:: Task goal ::
Copy exactly, leaving out every image, the lines from the one with "Give me the" through the one with "const links = ['Home', 'Login', 'Register', 'Contact'];", inclusive.

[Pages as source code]
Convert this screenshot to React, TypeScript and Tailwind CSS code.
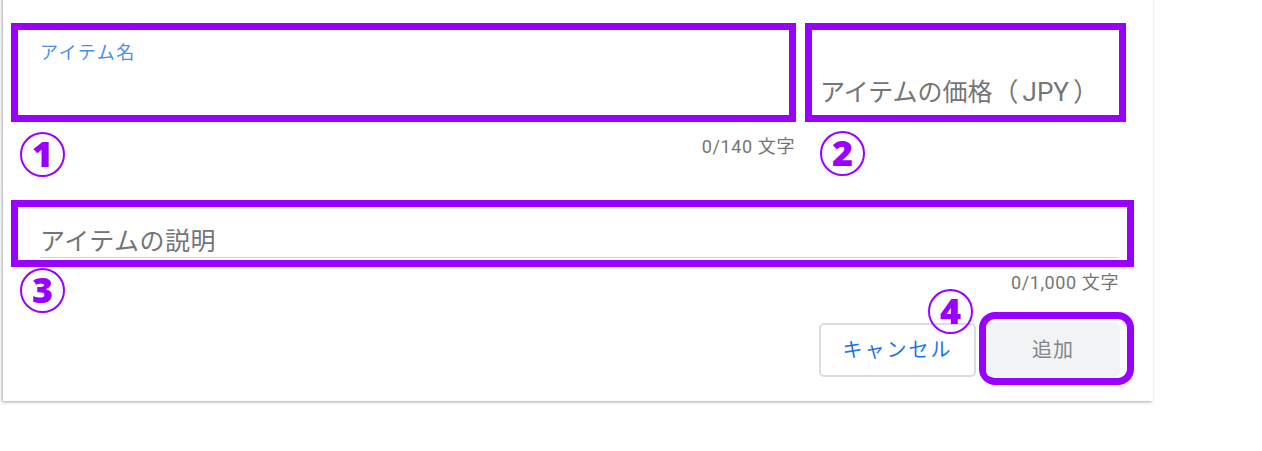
import React from 'react';

// circled step markers laid over the form
const Step: React.FC<{ n: string; className: string }> = ({ n, className }) => (
    <div
        className={`absolute w-[45px] h-[45px] rounded-full border-2 border-[#9900ff] flex items-center justify-center text-[#9900ff] text-[36px] leading-none font-black font-['Open_Sans',sans-serif] ${className}`}
    >
        <span className="-mt-[1px]">{n}</span>
    </div>
);

export default function App() {
    return (
        <div className="min-h-screen bg-white font-['Roboto','Noto_Sans_CJK_JP',sans-serif]">
            <div className="relative ml-[3px] -mt-[10px] w-[1150px] h-[411px] bg-white shadow-[-1px_1px_3px_rgba(0,0,0,0.35)] pl-[8px] pt-[33px]">
                {/* name + price */}
                <div className="flex gap-[9px]">
                    <div className="w-[785px] flex flex-col">
                        <div className="h-[99px] border-[7px] border-[#9900ff] pl-[22px] pt-[11px]">
                            <span className="text-[18px] leading-[24px] tracking-[1.5px] text-[#4a8fe8]">アイテム名</span>
                        </div>
                        <div className="mt-[13px] h-[24px] text-right pr-[1px] text-[18px] leading-[24px] tracking-[0.6px] text-[#757575]">
                            0/140 文字
                        </div>
                    </div>
                    <div className="w-[321px] h-[99px] border-[7px] border-[#9900ff] flex items-end pl-[8px] pb-[7px]">
                        <span className="text-[25px] leading-[30px] text-[#757575] whitespace-nowrap">
                            アイテムの価格<span className="text-[26px]">（<span className="px-[4px]">JPY</span>）</span>
                        </span>
                    </div>
                </div>

                {/* description */}
                <div className="mt-[41px] w-[1123px] h-[67px] border-[7px] border-[#9900ff] flex flex-col justify-end pl-[22px] pr-[9px] pb-[2px]">
                    <div className="border-b border-[#d4d4d4] text-[25px] leading-[30px] tracking-[0.5px] text-[#757575]">
                        アイテムの説明
                    </div>
                </div>
                <div className="mt-[4px] w-[1123px] h-[24px] text-right pr-[15px] text-[18px] leading-[24px] tracking-[0.6px] text-[#757575]">
                    0/1,000 文字
                </div>

                {/* actions */}
                <div className="mt-[17px] w-[1123px] flex justify-end items-start gap-[3px]">
                    <button className="mt-[11px] w-[157px] h-[54px] rounded-[5px] border-2 border-[#dadce0] bg-white text-[20px] tracking-[2px] text-[#1a73e8]">
                        キャンセル
                    </button>
                    <div className="w-[155px] h-[73px] rounded-[16px] border-[7px] border-[#9900ff] pt-[3px] pr-[7px]">
                        <button className="w-[134px] h-[55px] rounded-[6px] bg-[#f1f3f4] text-[20px] tracking-[1px] text-[#80868b]">
                            追加
                        </button>
                    </div>
                </div>

                <Step n="1" className="left-[17px] top-[142px]" />
                <Step n="2" className="left-[817px] top-[141px]" />
                <Step n="3" className="left-[17px] top-[278px]" />
                <Step n="4" className="left-[925px] top-[299px]" />
            </div>
        </div>
    );
}
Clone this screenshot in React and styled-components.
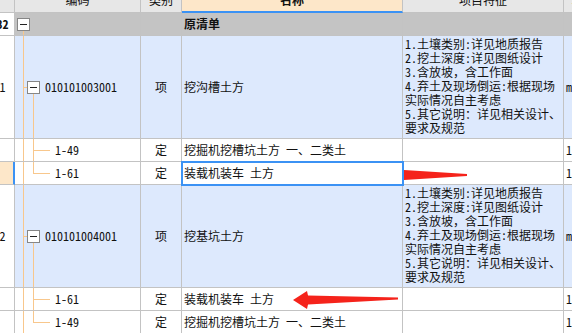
import React from 'react';
import styled, { createGlobalStyle, css } from 'styled-components';

const GlobalStyle = createGlobalStyle`
  html, body { margin: 0; padding: 0; background: #fff; }
  #root { width: 572px; height: 333px; overflow: hidden; }
`;

const FONT = `"Noto Sans Mono CJK SC", "Noto Sans CJK SC", "DejaVu Sans Mono", monospace`;

const C = {
  grid: '#c3c3c3',
  header: '#e7e7e7',
  group: '#c4c4c4',
  item: '#dde9fd',
  peach: '#fde7c9',
  blue: '#3b92f4',
  tree: '#f8c78c',
  box: '#868686',
  red: '#f5231b',
};

const HEIGHTS = { header: 25, group: 23, item: 103, sub: 23 };
const BG = { header: C.header, group: C.group, item: C.item, sub: '#fff' };

const Page = styled.div`
  position: relative;
  width: 572px;
  height: 333px;
  overflow: hidden;
  font-family: ${FONT};
  font-size: 12px;
  color: #111;
`;

const Table = styled.div`
  margin: -12px 0 0 -9px;
  width: max-content;
`;

const Row = styled.div`
  display: grid;
  grid-template-columns: 24px 126px 41px 221px 161px 40px;
  height: ${(p) => HEIGHTS[p.$kind]}px;
`;

const Cell = styled.div`
  box-sizing: border-box;
  border-right: 1px solid ${C.grid};
  border-bottom: 1px solid ${C.grid};
  background: ${(p) => BG[p.$kind]};
  display: flex;
  align-items: center;
  min-width: 0;
  overflow: hidden;
  white-space: nowrap;
  padding: 0 2px;
  line-height: 14px;
`;

const NumCell = styled(Cell)`
  justify-content: center;
  padding: 0;
  background: ${(p) => (p.$kind === 'header' ? C.header : '#fff')};
  font-weight: ${(p) => (p.$bold ? 700 : 400)};
  ${(p) =>
    p.$selected &&
    css`
      background: ${C.peach};
      border-right: 2px solid ${C.blue};
    `}
`;

const HeadCell = styled(Cell)`
  justify-content: center;
  ${(p) =>
    p.$active &&
    css`
      background: ${C.peach};
      border-bottom: 2px solid ${C.blue};
      font-weight: 700;
    `}
`;

const TypeCell = styled(Cell)`
  justify-content: center;
`;

const NameCell = styled(Cell)`
  font-weight: ${(p) => (p.$bold ? 700 : 400)};
  ${(p) =>
    p.$selected &&
    css`
      position: relative;
      z-index: 1;
      outline: 2px solid ${C.blue};
      outline-offset: -1px;
    `}
`;

const FeatureCell = styled(Cell)`
  flex-direction: column;
  align-items: flex-start;
  justify-content: flex-start;
  padding: 1px 2px 0;
`;

const FeatureLine = styled.div`
  white-space: nowrap;
  line-height: 14px;
`;

const CodeCell = styled(Cell)`
  position: relative;
  padding-left: ${(p) => p.$pad}px;
`;

const VLine = styled.span`
  position: absolute;
  left: ${(p) => p.$x}px;
  width: 1px;
  top: ${(p) => p.$top || '0'};
  bottom: ${(p) => p.$bottom || '0'};
  background: ${C.tree};
`;

const HLine = styled.span`
  position: absolute;
  left: ${(p) => p.$x}px;
  width: ${(p) => p.$w}px;
  top: 50%;
  height: 1px;
  background: ${C.tree};
`;

const Toggle = styled.span`
  position: relative;
  z-index: 1;
  box-sizing: border-box;
  flex: none;
  width: 13px;
  height: 13px;
  border: 1px solid ${C.box};
  background: #fff;
  &::after {
    content: '';
    position: absolute;
    left: 2px;
    right: 2px;
    top: 5px;
    height: 1px;
    background: #222;
  }
`;

const CodeText = styled.span`
  margin-left: ${(p) => p.$gap || 0}px;
`;

const Overlay = styled.svg`
  position: absolute;
  left: 0;
  top: 0;
  width: 572px;
  height: 333px;
  pointer-events: none;
`;

const FEATURES = [
  '1.土壤类别:详见地质报告',
  '2.挖土深度:详见图纸设计',
  '3.含放坡，含工作面',
  '4.弃土及现场倒运:根据现场',
  '实际情况自主考虑',
  '5.其它说明：详见相关设计、',
  '要求及规范',
];

const ROWS = [
  { kind: 'item', num: '1', code: '010101003001', type: '项', name: '挖沟槽土方', tail: 'm3' },
  { kind: 'sub', code: '1-49', type: '定', name: '挖掘机挖槽坑土方 一、二类土', tail: '1' },
  { kind: 'sub', code: '1-61', type: '定', name: '装载机装车 土方', tail: '1', selected: true, last: true },
  { kind: 'item', num: '2', code: '010101004001', type: '项', name: '挖基坑土方', tail: 'm3' },
  { kind: 'sub', code: '1-61', type: '定', name: '装载机装车 土方', tail: '1' },
  { kind: 'sub', code: '1-49', type: '定', name: '挖掘机挖槽坑土方 一、二类土', tail: '1', last: true },
];

function ItemRow({ row }) {
  return (
    <Row $kind="item">
      <NumCell $kind="item">{row.num}</NumCell>
      <CodeCell $kind="item" $pad={12}>
        <VLine $x={8} />
        <HLine $x={8} $w={4} />
        <VLine $x={18} $top="calc(50% + 7px)" />
        <Toggle />
        <CodeText $gap={5}>{row.code}</CodeText>
      </CodeCell>
      <TypeCell $kind="item">{row.type}</TypeCell>
      <NameCell $kind="item">{row.name}</NameCell>
      <FeatureCell $kind="item">
        {FEATURES.map((l) => (
          <FeatureLine key={l}>{l}</FeatureLine>
        ))}
      </FeatureCell>
      <Cell $kind="item">{row.tail}</Cell>
    </Row>
  );
}

function SubRow({ row }) {
  return (
    <Row $kind="sub">
      <NumCell $kind="sub" $selected={row.selected} />
      <CodeCell $kind="sub" $pad={40}>
        <VLine $x={8} />
        <VLine $x={18} $bottom={row.last ? 'calc(50% - 1px)' : '0'} />
        <HLine $x={18} $w={17} />
        <CodeText>{row.code}</CodeText>
      </CodeCell>
      <TypeCell $kind="sub">{row.type}</TypeCell>
      <NameCell $kind="sub" $selected={row.selected}>
        {row.name}
      </NameCell>
      <Cell $kind="sub" />
      <Cell $kind="sub">{row.tail}</Cell>
    </Row>
  );
}

export default function App() {
  return (
    <Page>
      <GlobalStyle />
      <Table>
        <Row $kind="header">
          <NumCell $kind="header" />
          <HeadCell $kind="header">编码</HeadCell>
          <HeadCell $kind="header">类别</HeadCell>
          <HeadCell $kind="header" $active>
            名称
          </HeadCell>
          <HeadCell $kind="header">项目特征</HeadCell>
          <HeadCell $kind="header">单位</HeadCell>
        </Row>
        <Row $kind="group">
          <NumCell $kind="group" $bold>
            32
          </NumCell>
          <CodeCell $kind="group" $pad={2}>
            <VLine $x={8} $top="calc(50% + 7px)" />
            <Toggle />
          </CodeCell>
          <TypeCell $kind="group" />
          <NameCell $kind="group" $bold>
            原清单
          </NameCell>
          <Cell $kind="group" />
          <Cell $kind="group" />
        </Row>
        {ROWS.map((row, i) =>
          row.kind === 'item' ? <ItemRow key={i} row={row} /> : <SubRow key={i} row={row} />
        )}
      </Table>
      <Overlay viewBox="0 0 572 333">
        <polygon
          fill={C.red}
          points="388,174 403,165 404,170 467,174 467,176 404,180 403,184"
        />
        <polygon
          fill={C.red}
          points="293,300 307,291 308,295.5 398,297.5 398,299.5 308,304.5 307,309"
        />
      </Overlay>
    </Page>
  );
}
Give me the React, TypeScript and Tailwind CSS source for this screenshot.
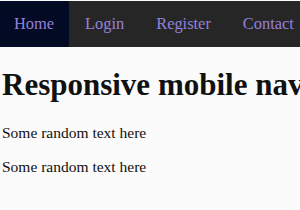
import React from 'react';

const links = ['Home', 'Login', 'Register', 'Contact'];

const App: React.FC = () => {
  return (
    <div
      className="min-h-[210px] w-[300px] overflow-hidden bg-[#fbfbfb] text-[#111] pt-px"
      style={{ fontFamily: '"Liberation Serif", "Times New Roman", serif' }}
    >
      <nav className="flex h-[46px] bg-[#262626] whitespace-nowrap">
        {links.map((name, i) => (
          <a
            key={name}
            className={`flex items-center text-[16.4px] text-[#9580dc] ${i === 0 ? 'bg-[#020a24] pl-[14px] pr-[15px]' : 'px-4'}`}
          >
            {name}
          </a>
        ))}
      </nav>
      <div className="pl-[2px]">
        <h1 className="mt-[20px] whitespace-nowrap text-[31px] font-bold leading-[36px]">
          Responsive mobile navbar
        </h1>
        <p className="mt-[21px] text-[15.5px] leading-[18px]">Some random text here</p>
        <p className="mt-[16px] text-[15.5px] leading-[18px]">Some random text here</p>
      </div>
    </div>
  );
};

export default App;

:: In response ::
Give me the React, TypeScript and Tailwind CSS source for this screenshot.
import React from 'react';

const links = ['Home', 'Login', 'Register', 'Contact'];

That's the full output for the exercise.